Meeting Goals by Embracing Compliance

March 3, 2015
Baltimore works to comply with state & federal regulations

About the author: Jeffrey Raymond is division chief, communications and community affairs, for the Baltimore City Department of Public Works. Raymond can be reached at [email protected] or 410.545.6541.

In Baltimore, compliance with state and federal water and wastewater regulations is not simply a matter of meeting the minimum requirements. The city has worked under one of the first sanitary sewer overflow consent decrees in the nation, striving since 2002 to bring its wastewater system into compliance with rigid state and federal guidelines. But under the leadership of Rudolph S. Chow, P.E., director of the Baltimore City Department of Public Works (DPW), compliance means doing the right thing.

In 2014, his first year as director, Chow created an Office of Compliance and Laboratories; the chief of that office, Kimberly Grove, P.E., reports directly to him. Her office includes two laboratory divisions that have been separated from the operations of the water and wastewater facilities; a plans review and inspections division that holds public and private contractors to regulatory standards related to water pollution; a field monitoring division that tracks and eliminates pollution sources within the city’s waters; and a partnership and planning division focused on collaboration to support an effective implementation of the various environmental initiatives within the city. 

In order to further heighten the role of compliance, an employee committee is studying the creation of a permit compliance audit program. Such an auditor would report to Grove and be the point of contact for all of the agency’s permits—sewer, water, storm water, solid waste removal and disposal, and even energy. “There’s no reason we can’t do our own audits and fix any problems before the regulators do,” said Dana Cooper, the agency’s general counsel. A recommendation on how to staff the permit compliance position could come in the spring of 2015.

All Hands on Deck

In Baltimore, compliance means more than simply keeping regulators satisfied. Grove sees the agency-wide embrace of compliance as a new chapter for efficiency and transparency. Whereas previously compliance had been just one of the concerns facing each division of each bureau in the agency, it is now a comprehensive priority that gets its own executive-level chief. An integrated planning framework—using economic and social factors as well as regulatory considerations—is helping the Department of Public Works make long-term capital decisions. Grove said the agency is using technology such as mapping tools and modeling, as well as data generated by its new Office of Asset Management to fine-tune its decision-making process.

The city’s new approach means talking with and listening to people in the communities served by the DPW, Grove said. Meeting clean water standards, for example, should not necessarily mean spending resources the city does not have or disrupting neighborhoods. Nor will it mean downplaying important regulatory standards and goals. Grove is convinced the city can get where it needs to be by making members of the community—residential, business and environmental watchdogs—feel informed and even part of the decision-making process. “That social side of it is in there, as are resources,” she said.

Grove and Cooper played key roles in putting together the Baltimore City DPW’s new storm water utility.

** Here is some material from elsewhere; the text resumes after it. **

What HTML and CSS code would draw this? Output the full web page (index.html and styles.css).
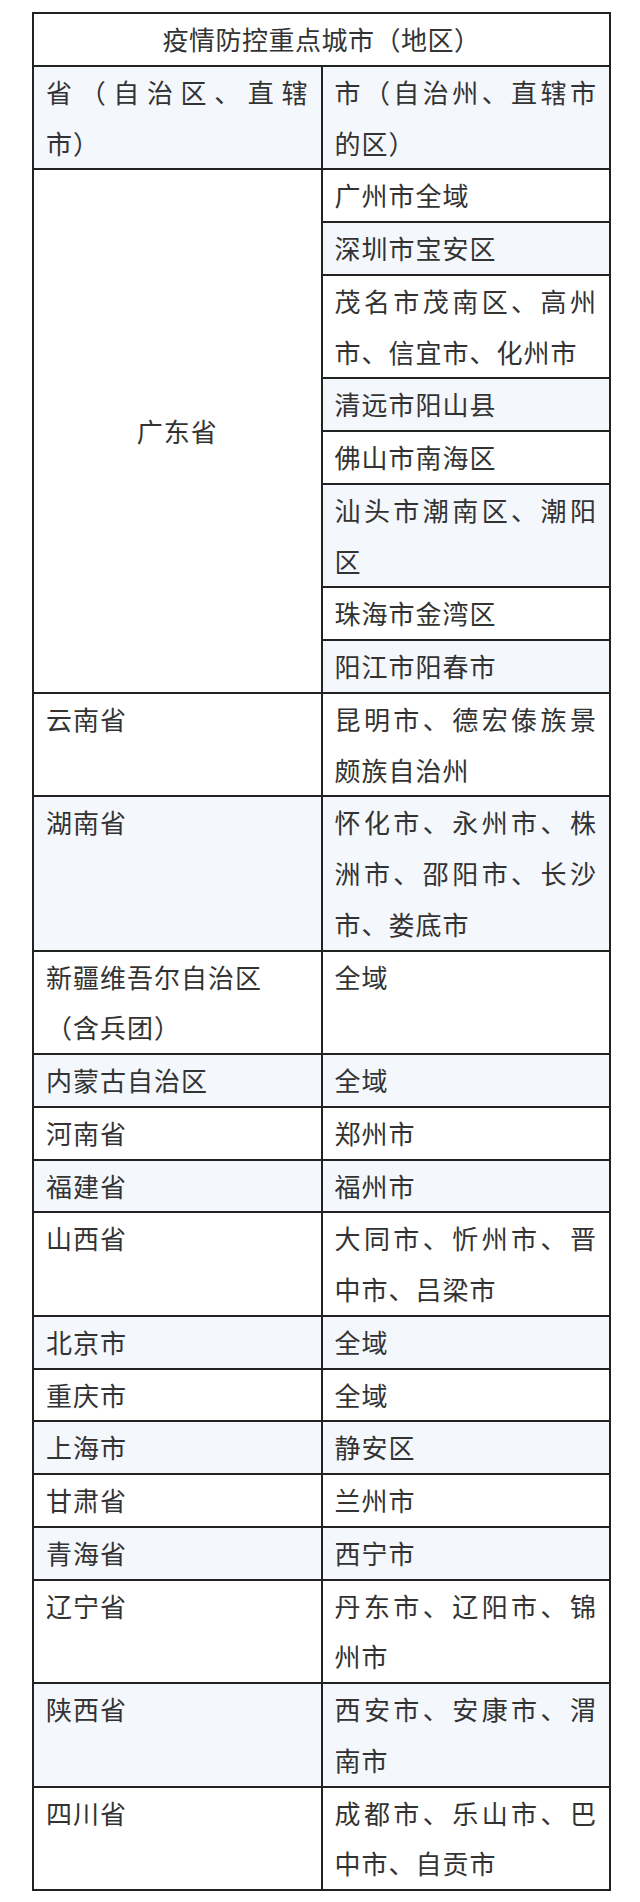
FILE: index.html
```html
<!DOCTYPE html>
<html lang="zh-CN">
<head>
<meta charset="utf-8">
<title>疫情防控重点城市（地区）</title>
<link rel="stylesheet" href="styles.css">
</head>
<body>
<div class="page">
  <table class="grid">
    <colgroup><col class="c1"><col class="c2"></colgroup>
    <tbody>
      <tr><td class="title" colspan="2">疫情防控重点城市（地区）</td></tr>
      <tr><td>省（自治区、直辖市）</td><td>市（自治州、直辖市的区）</td></tr>
      <tr><td class="mid" rowspan="8">广东省</td><td>广州市全域</td></tr>
      <tr><td>深圳市宝安区</td></tr>
      <tr><td>茂名市茂南区、高州市、信宜市、化州市</td></tr>
      <tr><td>清远市阳山县</td></tr>
      <tr><td>佛山市南海区</td></tr>
      <tr><td>汕头市潮南区、潮阳区</td></tr>
      <tr><td>珠海市金湾区</td></tr>
      <tr><td>阳江市阳春市</td></tr>
      <tr><td>云南省</td><td>昆明市、德宏傣族景颇族自治州</td></tr>
      <tr><td>湖南省</td><td>怀化市、永州市、株洲市、邵阳市、长沙市、娄底市</td></tr>
      <tr><td>新疆维吾尔自治区<br>（含兵团）</td><td>全域</td></tr>
      <tr><td>内蒙古自治区</td><td>全域</td></tr>
      <tr><td>河南省</td><td>郑州市</td></tr>
      <tr><td>福建省</td><td>福州市</td></tr>
      <tr><td>山西省</td><td>大同市、忻州市、晋中市、吕梁市</td></tr>
      <tr><td>北京市</td><td>全域</td></tr>
      <tr><td>重庆市</td><td>全域</td></tr>
      <tr><td>上海市</td><td>静安区</td></tr>
      <tr><td>甘肃省</td><td>兰州市</td></tr>
      <tr><td>青海省</td><td>西宁市</td></tr>
      <tr><td>辽宁省</td><td>丹东市、辽阳市、锦州市</td></tr>
      <tr><td>陕西省</td><td>西安市、安康市、渭南市</td></tr>
      <tr><td>四川省</td><td>成都市、乐山市、巴中市、自贡市</td></tr>
    </tbody>
  </table>
</div>
</body>
</html>
```

FILE: styles.css
```css
html, body {
  margin: 0;
  padding: 0;
  background: #ffffff;
}

.page {
  padding: 12px 0 0 32px;
}

.grid {
  width: 579px;
  table-layout: fixed;
  border-collapse: separate;
  border-spacing: 0;
  border-top: 2px solid #222222;
  border-left: 2px solid #222222;
  font-family: "Noto Sans CJK SC", "Noto Sans", sans-serif;
  font-size: 26px;
  line-height: 50.75px;
  letter-spacing: 1px;
  color: #333333;
  text-spacing-trim: space-all;
}

.c1, .c2 {
  width: 50%;
}

.grid td {
  padding: 0 12px;
  border-right: 2px solid #222222;
  border-bottom: 2px solid #222222;
  vertical-align: top;
  text-align: justify;
  text-spacing-trim: space-all;
  background: #ffffff;
}

.grid tr:nth-child(even) td {
  background: #f4f7fc;
}

.grid td.title {
  text-align: center;
  letter-spacing: 0.5px;
}

.grid td.mid {
  vertical-align: middle;
  text-align: center;
}
```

After being elevated to chief of the Office of Compliance and Laboratories, Grove oversaw the creation of a storm water advisory committee comprising interested civilians with backgrounds in environmental advocacy, engineering, business and community organizing. The group will review storm water operations and priorities, and recommend policy positions to Chow. It could be that the advisory committee model will be adopted in other functions of Baltimore’s DPW. With new state rules regulating trash in the city’s beloved Inner Harbor, Grove said trash disposal might be the next to get an advisory committee.

A Proactive Approach

From the outset of Chow’s term as director, he has sought to make the DPW more responsive to the public. Even as the agency works to meet the terms of its consent decree, for example, it is being proactive in how it deals with its aging water treatment and distribution system. The city is in the midst of an aggressive, expensive program of converting its open-air drinking water reservoirs into massive buried tanks. Compliance with the federal Safe Drinking Water Act did not necessarily require the tanks, but Chow determined that it was better to take on additional upfront costs to build the tanks and reduce the potential for harmful chlorine byproducts in the system, improve the city’s ability to maintain the system and anticipate future regulatory advances. For example, its 4,000 miles of water main are coming in for major long-term reinvestment. 

Another example of this proactive philosophy will be evident later this year when the city begins construction of a massive project to increase the capacity of its Back River Wastewater Treatment Plant. This project is not part of its consent decree compliance, Cooper said, but it is expected to enhance the effectiveness of the consent decree projects and dramatically reduce sewer overflow elsewhere in the system.

Baltimore is known for strong neighborhood councils and non-governmental organizations. They have no regulatory power, but they can confront the city through the courts. Chow has met with key environmental leaders and has served as co-chair of the Waterfront Partnership, which brings business and nonprofit leaders together with government officials to clean up the city. 

The groups bring technical expertise and commitment to the same environmental and public health concerns that the DPW is trying to address. “We view them as a resource,” Cooper said.

While not everyone always agrees on timelines and specific priorities, Chow’s embrace of overall goals has enhanced the DPW’s credibility among environmental and community groups.